▶ TASK OBJECTIVE
Return the material word for word. Do not include pictures.

-------

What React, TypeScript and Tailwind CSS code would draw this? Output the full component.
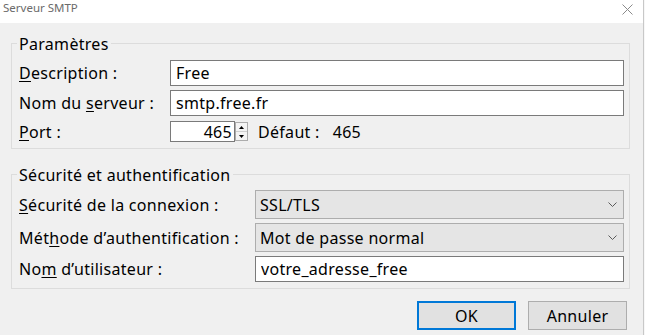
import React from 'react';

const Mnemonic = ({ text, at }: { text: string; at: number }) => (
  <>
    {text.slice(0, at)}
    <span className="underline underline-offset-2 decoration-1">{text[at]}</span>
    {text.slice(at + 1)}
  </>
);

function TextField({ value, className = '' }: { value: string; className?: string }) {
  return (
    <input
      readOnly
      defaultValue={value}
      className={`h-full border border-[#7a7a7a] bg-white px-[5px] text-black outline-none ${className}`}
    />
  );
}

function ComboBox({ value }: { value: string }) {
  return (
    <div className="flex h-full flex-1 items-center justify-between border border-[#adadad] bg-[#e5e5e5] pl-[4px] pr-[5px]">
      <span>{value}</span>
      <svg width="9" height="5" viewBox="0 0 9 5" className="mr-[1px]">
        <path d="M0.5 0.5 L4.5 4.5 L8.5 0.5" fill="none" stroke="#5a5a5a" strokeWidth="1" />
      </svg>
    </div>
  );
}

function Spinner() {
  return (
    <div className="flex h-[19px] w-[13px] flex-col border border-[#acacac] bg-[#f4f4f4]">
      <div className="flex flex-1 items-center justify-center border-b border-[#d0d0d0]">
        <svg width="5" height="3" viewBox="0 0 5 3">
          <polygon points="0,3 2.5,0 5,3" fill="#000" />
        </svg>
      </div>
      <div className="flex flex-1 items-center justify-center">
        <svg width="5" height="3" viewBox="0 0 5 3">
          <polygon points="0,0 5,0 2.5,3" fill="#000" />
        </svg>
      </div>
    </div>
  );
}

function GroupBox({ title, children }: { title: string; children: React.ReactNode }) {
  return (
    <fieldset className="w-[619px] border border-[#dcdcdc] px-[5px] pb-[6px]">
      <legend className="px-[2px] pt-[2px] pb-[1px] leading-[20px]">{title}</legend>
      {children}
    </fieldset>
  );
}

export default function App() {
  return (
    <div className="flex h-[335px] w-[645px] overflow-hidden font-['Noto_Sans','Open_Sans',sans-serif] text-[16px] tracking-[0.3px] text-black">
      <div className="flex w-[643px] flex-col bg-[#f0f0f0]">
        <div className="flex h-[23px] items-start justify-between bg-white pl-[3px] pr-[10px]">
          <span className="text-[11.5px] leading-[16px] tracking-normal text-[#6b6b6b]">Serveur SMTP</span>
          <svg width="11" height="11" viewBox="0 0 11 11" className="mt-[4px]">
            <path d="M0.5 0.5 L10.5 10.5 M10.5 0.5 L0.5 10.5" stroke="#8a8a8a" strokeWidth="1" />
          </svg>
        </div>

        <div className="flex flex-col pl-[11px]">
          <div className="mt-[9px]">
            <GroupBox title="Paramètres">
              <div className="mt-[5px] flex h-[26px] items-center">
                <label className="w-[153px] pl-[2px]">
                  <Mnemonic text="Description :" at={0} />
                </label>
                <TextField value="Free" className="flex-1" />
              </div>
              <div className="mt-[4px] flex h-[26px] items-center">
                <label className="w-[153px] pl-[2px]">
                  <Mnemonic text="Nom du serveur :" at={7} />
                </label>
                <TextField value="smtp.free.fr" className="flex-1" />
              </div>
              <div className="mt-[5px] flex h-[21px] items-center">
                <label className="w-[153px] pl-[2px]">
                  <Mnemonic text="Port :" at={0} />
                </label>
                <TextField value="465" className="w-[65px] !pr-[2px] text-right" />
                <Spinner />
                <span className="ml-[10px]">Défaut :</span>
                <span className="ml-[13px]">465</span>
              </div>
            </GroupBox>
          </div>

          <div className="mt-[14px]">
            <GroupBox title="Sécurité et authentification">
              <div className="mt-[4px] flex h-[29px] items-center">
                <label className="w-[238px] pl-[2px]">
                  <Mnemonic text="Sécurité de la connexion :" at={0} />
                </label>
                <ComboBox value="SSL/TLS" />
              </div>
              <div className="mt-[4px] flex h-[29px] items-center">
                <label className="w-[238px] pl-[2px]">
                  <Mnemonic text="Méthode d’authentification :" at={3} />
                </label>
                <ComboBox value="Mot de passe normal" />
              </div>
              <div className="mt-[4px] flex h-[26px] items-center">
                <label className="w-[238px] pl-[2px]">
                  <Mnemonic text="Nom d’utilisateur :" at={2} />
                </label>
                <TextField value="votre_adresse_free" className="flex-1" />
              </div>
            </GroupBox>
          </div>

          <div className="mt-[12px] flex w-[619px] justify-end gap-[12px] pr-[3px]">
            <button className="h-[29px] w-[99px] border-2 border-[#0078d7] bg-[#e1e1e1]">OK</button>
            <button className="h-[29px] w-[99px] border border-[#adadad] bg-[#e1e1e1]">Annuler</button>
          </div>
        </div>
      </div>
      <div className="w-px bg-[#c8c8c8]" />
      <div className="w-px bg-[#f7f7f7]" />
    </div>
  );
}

-------

▶ REPLY
What React, TypeScript and Tailwind CSS code would draw this? Output the full component.
import React from 'react';

const Mnemonic = ({ text, at }: { text: string; at: number }) => (
  <>
    {text.slice(0, at)}
    <span className="underline underline-offset-2 decoration-1">{text[at]}</span>
    {text.slice(at + 1)}
  </>
);

function TextField({ value, className = '' }: { value: string; className?: string }) {
  return (
    <input
      readOnly
      defaultValue={value}
      className={`h-full border border-[#7a7a7a] bg-white px-[5px] text-black outline-none ${className}`}
    />
  );
}

function ComboBox({ value }: { value: string }) {
  return (
    <div className="flex h-full flex-1 items-center justify-between border border-[#adadad] bg-[#e5e5e5] pl-[4px] pr-[5px]">
      <span>{value}</span>
      <svg width="9" height="5" viewBox="0 0 9 5" className="mr-[1px]">
        <path d="M0.5 0.5 L4.5 4.5 L8.5 0.5" fill="none" stroke="#5a5a5a" strokeWidth="1" />
      </svg>
    </div>
  );
}

function Spinner() {
  return (
    <div className="flex h-[19px] w-[13px] flex-col border border-[#acacac] bg-[#f4f4f4]">
      <div className="flex flex-1 items-center justify-center border-b border-[#d0d0d0]">
        <svg width="5" height="3" viewBox="0 0 5 3">
          <polygon points="0,3 2.5,0 5,3" fill="#000" />
        </svg>
      </div>
      <div className="flex flex-1 items-center justify-center">
        <svg width="5" height="3" viewBox="0 0 5 3">
          <polygon points="0,0 5,0 2.5,3" fill="#000" />
        </svg>
      </div>
    </div>
  );
}

function GroupBox({ title, children }: { title: string; children: React.ReactNode }) {
  return (
    <fieldset className="w-[619px] border border-[#dcdcdc] px-[5px] pb-[6px]">
      <legend className="px-[2px] pt-[2px] pb-[1px] leading-[20px]">{title}</legend>
      {children}
    </fieldset>
  );
}

export default function App() {
  return (
    <div className="flex h-[335px] w-[645px] overflow-hidden font-['Noto_Sans','Open_Sans',sans-serif] text-[16px] tracking-[0.3px] text-black">
      <div className="flex w-[643px] flex-col bg-[#f0f0f0]">
        <div className="flex h-[23px] items-start justify-between bg-white pl-[3px] pr-[10px]">
          <span className="text-[11.5px] leading-[16px] tracking-normal text-[#6b6b6b]">Serveur SMTP</span>
          <svg width="11" height="11" viewBox="0 0 11 11" className="mt-[4px]">
            <path d="M0.5 0.5 L10.5 10.5 M10.5 0.5 L0.5 10.5" stroke="#8a8a8a" strokeWidth="1" />
          </svg>
        </div>

        <div className="flex flex-col pl-[11px]">
          <div className="mt-[9px]">
            <GroupBox title="Paramètres">
              <div className="mt-[5px] flex h-[26px] items-center">
                <label className="w-[153px] pl-[2px]">
                  <Mnemonic text="Description :" at={0} />
                </label>
                <TextField value="Free" className="flex-1" />
              </div>
              <div className="mt-[4px] flex h-[26px] items-center">
                <label className="w-[153px] pl-[2px]">
                  <Mnemonic text="Nom du serveur :" at={7} />
                </label>
                <TextField value="smtp.free.fr" className="flex-1" />
              </div>
              <div className="mt-[5px] flex h-[21px] items-center">
                <label className="w-[153px] pl-[2px]">
                  <Mnemonic text="Port :" at={0} />
                </label>
                <TextField value="465" className="w-[65px] !pr-[2px] text-right" />
                <Spinner />
                <span className="ml-[10px]">Défaut :</span>
                <span className="ml-[13px]">465</span>
              </div>
            </GroupBox>
          </div>

          <div className="mt-[14px]">
            <GroupBox title="Sécurité et authentification">
              <div className="mt-[4px] flex h-[29px] items-center">
                <label className="w-[238px] pl-[2px]">
                  <Mnemonic text="Sécurité de la connexion :" at={0} />
                </label>
                <ComboBox value="SSL/TLS" />
              </div>
              <div className="mt-[4px] flex h-[29px] items-center">
                <label className="w-[238px] pl-[2px]">
                  <Mnemonic text="Méthode d’authentification :" at={3} />
                </label>
                <ComboBox value="Mot de passe normal" />
              </div>
              <div className="mt-[4px] flex h-[26px] items-center">
                <label className="w-[238px] pl-[2px]">
                  <Mnemonic text="Nom d’utilisateur :" at={2} />
                </label>
                <TextField value="votre_adresse_free" className="flex-1" />
              </div>
            </GroupBox>
          </div>

          <div className="mt-[12px] flex w-[619px] justify-end gap-[12px] pr-[3px]">
            <button className="h-[29px] w-[99px] border-2 border-[#0078d7] bg-[#e1e1e1]">OK</button>
            <button className="h-[29px] w-[99px] border border-[#adadad] bg-[#e1e1e1]">Annuler</button>
          </div>
        </div>
      </div>
      <div className="w-px bg-[#c8c8c8]" />
      <div className="w-px bg-[#f7f7f7]" />
    </div>
  );
}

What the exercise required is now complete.